È indiscutibile che il commercio equo solidale abbia avuto in questi anni, sia a livello nazionale che internazionale, una crescita significativa. Secondo lei il commercio equo solidale quanto può incidere sull’economia globale? «Nel 2010 in tutto il mondo sono stati spesi 4,4 miliardi di euro di prodotti Fairtrade. Grazie a ciò, 1 milione e 200 mila produttori e lavoratori di Asia, Africa e America Latina hanno potuto ottenere un prezzo stabile per i loro prodotti e un premium da utilizzare per progetti di sviluppo».

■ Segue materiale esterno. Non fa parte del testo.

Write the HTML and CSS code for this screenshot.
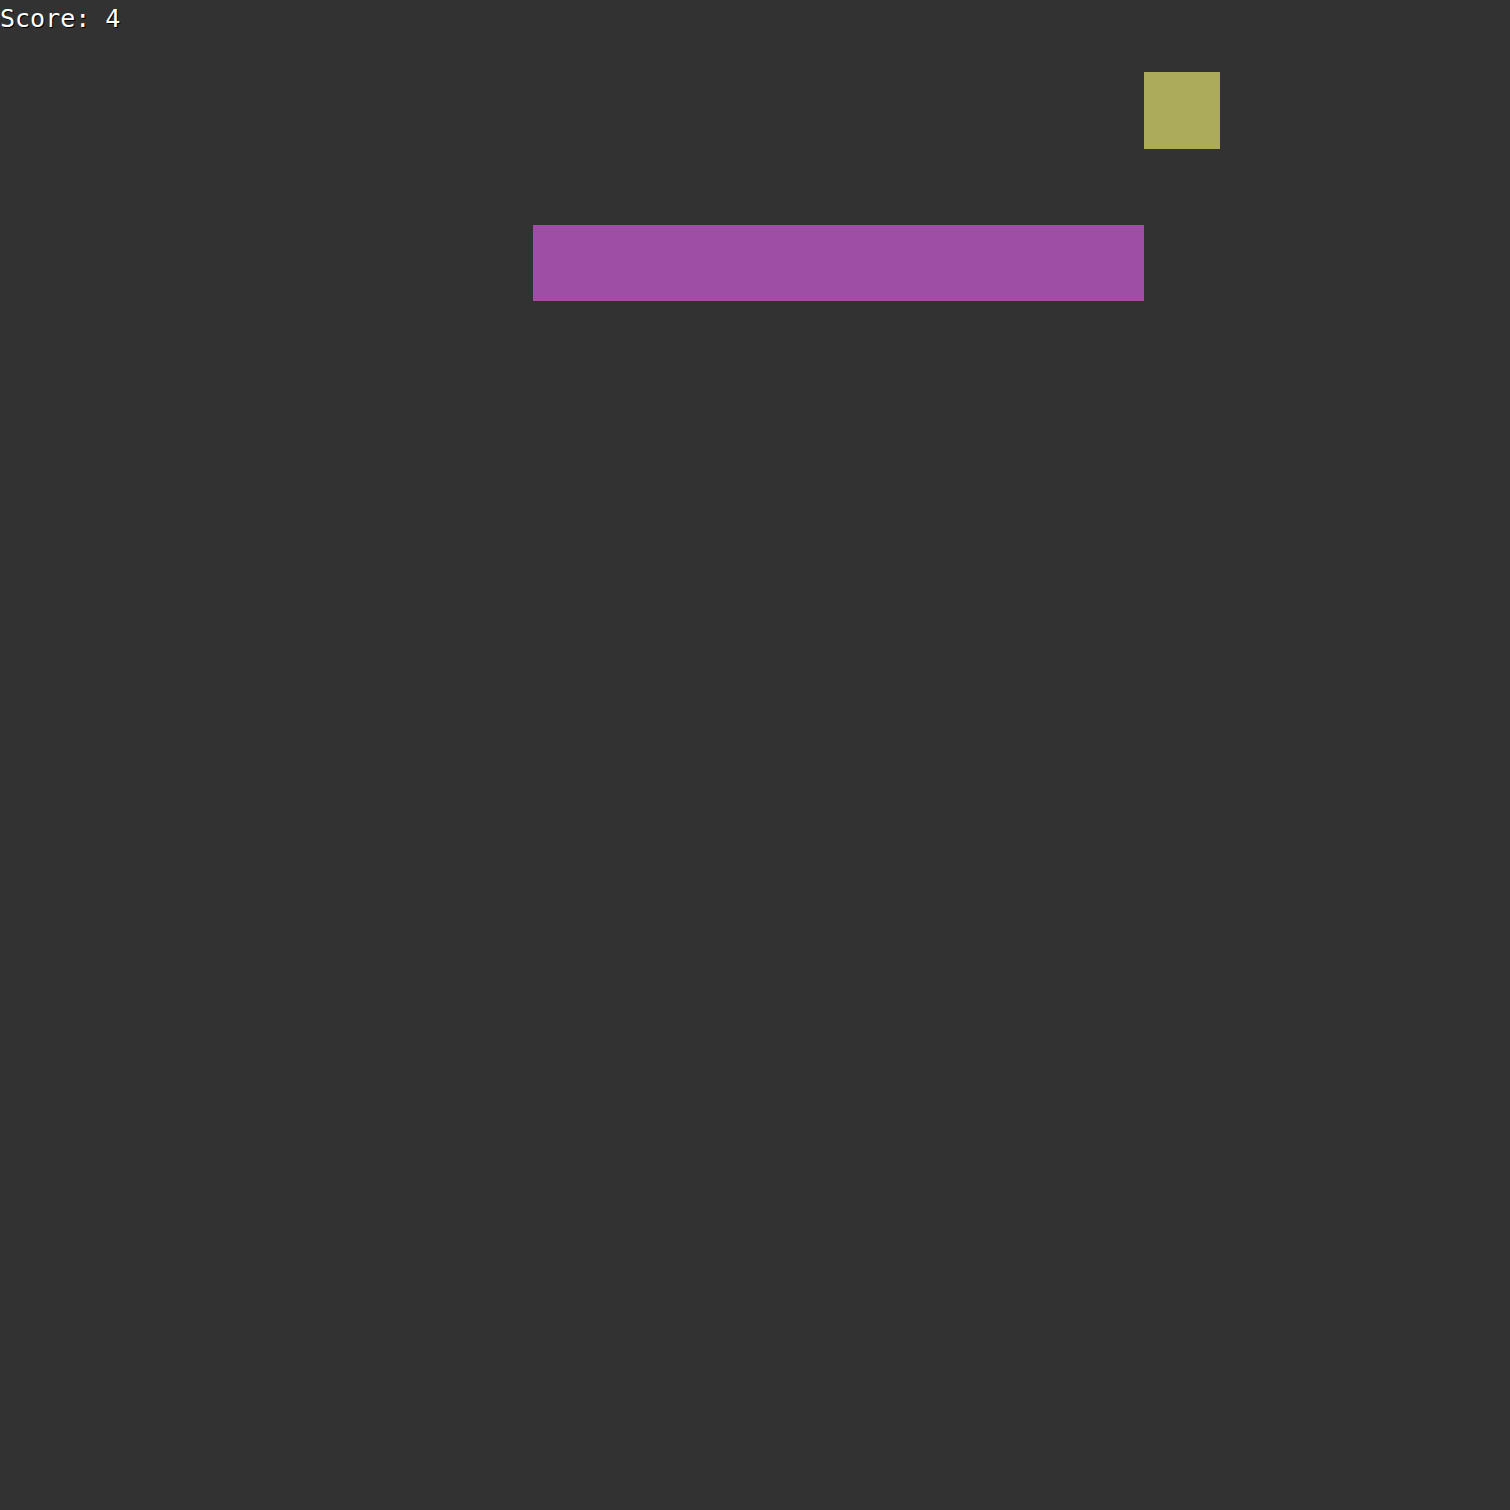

Rispetto alla sua esperienza quali possono essere le migliorie strutturali o gli interventi politici utili a diffondere una cultura del consumo critico? Esistono differenze tra Italia e resto d’Europa o tra le stesse regioni italiane? «Ad oggi in Italia non esiste una legge nazionale che normi e sostenga un settore che cresce. A parziale compensazione di ciò l’impegno di molte Regioni Italiane, come il Veneto, che non solo hanno legiferato a favore del Commercio Equo e Solidale ma hanno anche finanziato bandi per progetti, che hanno avuto il pregio non secondario di far lavorare insieme e con soddisfazione reciproca i vari soggetti dell’equosolidale italiano. Una legge nazionale sicuramente favorirebbe e accrescerebbe nei consumatori la consapevolezza degli effetti delle proprie scelte di consumo, affinché prendano in esame non solo il prodotto, ma anche gli effetti sociali ed ambientali derivanti dalla sua produzione e commercializzazione. Nel nostro paese i consumi di prodotti Fairtrade sono concentrati nel Nord Italia. Ma siamo ben lontani da alcuni paesi nordeuropei come la Gran Bretagna in cui si vendono 1,3 miliardi di euro di prodotti Fairtrade».